AR: Once again this brings up how different cultural and historical regimes are encountering each other in your work.

AS: “All of a tremble,” the title of the works, was also the first phrase ever pronounced by a synthetic voice. In the thirties, E.A. Humphries, an acoustic engineer, analyzed the sound of words and figured out which wave pattern belonged to which word. He found a graphic to each phonetic component, and combined them in a sequence that corresponded with the word. So he carefully drew shapes on long cardboard strips that could be optically read by a machine and transformed into a voice, which said: “all of a tremble.”

AR: He drew a voice. You make these synesthesiac connections everywhere. Like the new project in Sydney, that relates to a Mozart concerto?

AS: Yes, I’m showing it in a pavilion, like an English gazebo in the park, in what was topologically the highest point in the city. Almost 40 drums will be suspended upside-down from the ceiling, playing a rearrangement of a concerto by Mozart, the last concerto he wrote before he died. What happens if you take a masterpiece of the Enlightenment, and put it in a bottle and throw it in the sea, and let it suffer the weather and endure the currents? How does it sound once it makes it ashore on the other side? It won’t play strictly according to the intentions of its creator, Mozart, because it’s imbued with the experience of the voyage.
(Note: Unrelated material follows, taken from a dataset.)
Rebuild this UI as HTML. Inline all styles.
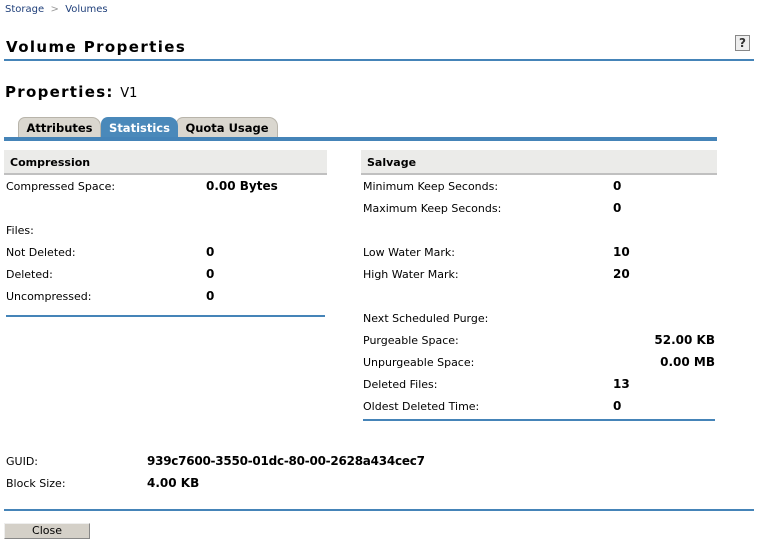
<!DOCTYPE html>
<html><head><style>
body{margin:0;width:758px;height:542px;background:#fff;font-family:"DejaVu Sans","Liberation Sans",sans-serif;font-size:11px;color:#000;position:relative;overflow:hidden}
.a{position:absolute;white-space:nowrap;margin-top:1px}
.b{font-weight:bold;font-size:12px}
.line{position:absolute;background:#4584b8}
.hdr{position:absolute;background:#ebebe9;border-bottom:2px solid #c0c0c0;font-weight:bold;font-size:11px;box-sizing:border-box;padding:6px 0 0 6px;height:25px}
.tab{position:absolute;top:117px;height:20px;background:#dad7cf;border-radius:7px 9px 0 0;font-weight:bold;font-size:11.5px;text-align:center;line-height:21px;border:1px solid #b8b4aa;border-bottom:none;box-sizing:border-box}
</style></head><body>
<div class="a" style="left:5px;top:3px;font-size:10px;color:#1f3f7a">Storage &nbsp;<span style="color:#999">&gt;</span>&nbsp; Volumes</div>
<div class="a" style="left:6px;top:37px;font-size:15px;font-weight:bold;letter-spacing:1.4px">Volume Properties</div>
<div class="a" style="left:735px;top:34px;width:13px;height:14px;border:1px solid #888;background:#eee;font-size:12px;font-weight:bold;text-align:center;line-height:14px;color:#333">?</div>
<div class="line" style="left:4px;top:59px;width:750px;height:2px"></div>
<div class="a" style="left:5px;top:82px;font-size:15px;font-weight:bold;letter-spacing:1.3px">Properties: <span style="font-weight:normal;font-size:13px;letter-spacing:0">V1</span></div>
<div class="tab" style="left:18px;width:83px">Attributes</div>
<div class="tab" style="left:176px;width:102px">Quota Usage</div>
<div class="tab" style="left:101px;width:77px;background:#4a89ba;color:#fff;border-color:#4a89ba">Statistics</div>
<div class="line" style="left:4px;top:137px;width:713px;height:4px"></div>
<div class="hdr" style="left:4px;top:150px;width:323px">Compression</div>
<div class="hdr" style="left:361px;top:150px;width:356px">Salvage</div>

<div class="a" style="left:6px;top:179px">Compressed Space:</div><div class="a b" style="left:206px;top:178px">0.00 Bytes</div>
<div class="a" style="left:6px;top:223px">Files:</div>
<div class="a" style="left:6px;top:245px">Not Deleted:</div><div class="a b" style="left:206px;top:244px">0</div>
<div class="a" style="left:6px;top:267px">Deleted:</div><div class="a b" style="left:206px;top:266px">0</div>
<div class="a" style="left:6px;top:289px">Uncompressed:</div><div class="a b" style="left:206px;top:288px">0</div>
<div class="line" style="left:6px;top:315px;width:319px;height:2px"></div>

<div class="a" style="left:363px;top:179px">Minimum Keep Seconds:</div><div class="a b" style="left:613px;top:178px">0</div>
<div class="a" style="left:363px;top:201px">Maximum Keep Seconds:</div><div class="a b" style="left:613px;top:200px">0</div>
<div class="a" style="left:363px;top:245px">Low Water Mark:</div><div class="a b" style="left:613px;top:244px">10</div>
<div class="a" style="left:363px;top:267px">High Water Mark:</div><div class="a b" style="left:613px;top:266px">20</div>
<div class="a" style="left:363px;top:311px">Next Scheduled Purge:</div>
<div class="a" style="left:363px;top:333px">Purgeable Space:</div><div class="a b" style="right:43px;top:332px">52.00 KB</div>
<div class="a" style="left:363px;top:355px">Unpurgeable Space:</div><div class="a b" style="right:43px;top:354px">0.00 MB</div>
<div class="a" style="left:363px;top:377px">Deleted Files:</div><div class="a b" style="left:613px;top:376px">13</div>
<div class="a" style="left:363px;top:399px">Oldest Deleted Time:</div><div class="a b" style="left:613px;top:398px">0</div>
<div class="line" style="left:363px;top:419px;width:352px;height:2px"></div>

<div class="a" style="left:6px;top:454px">GUID:</div><div class="a b" style="left:147px;top:453px;letter-spacing:-0.25px">939c7600-3550-01dc-80-00-2628a434cec7</div>
<div class="a" style="left:6px;top:476px">Block Size:</div><div class="a b" style="left:147px;top:475px">4.00 KB</div>
<div class="line" style="left:4px;top:509px;width:750px;height:2px"></div>
<div class="a" style="left:4px;top:522px;width:84px;height:14px;background:#d4d0c8;border:1px solid #888;border-top-color:#eee;border-left-color:#eee;text-align:center;line-height:14px">Close</div>
</body></html>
In a manner of speaking it was about working with the idea of the journey, but also how it corrupts a musical piece, which is one of the masterpieces of the Enlightenment. I’m interested in this idea of corruption, so this was like composing musically with corruption.

AR: Also, corruption is another time-based phenomenon, like weathering.

AS: Yes, it’s so time-based! It has so many facets and comprises so many things. You have the will of Mozart, the experience of the sailor and the act of the weather. It’s a matter of introducing weather as a secondary force majeure that takes the reins over the composer, over Mozart, who represents the will of the individual—which was so empowered by the notion of Enlightenment.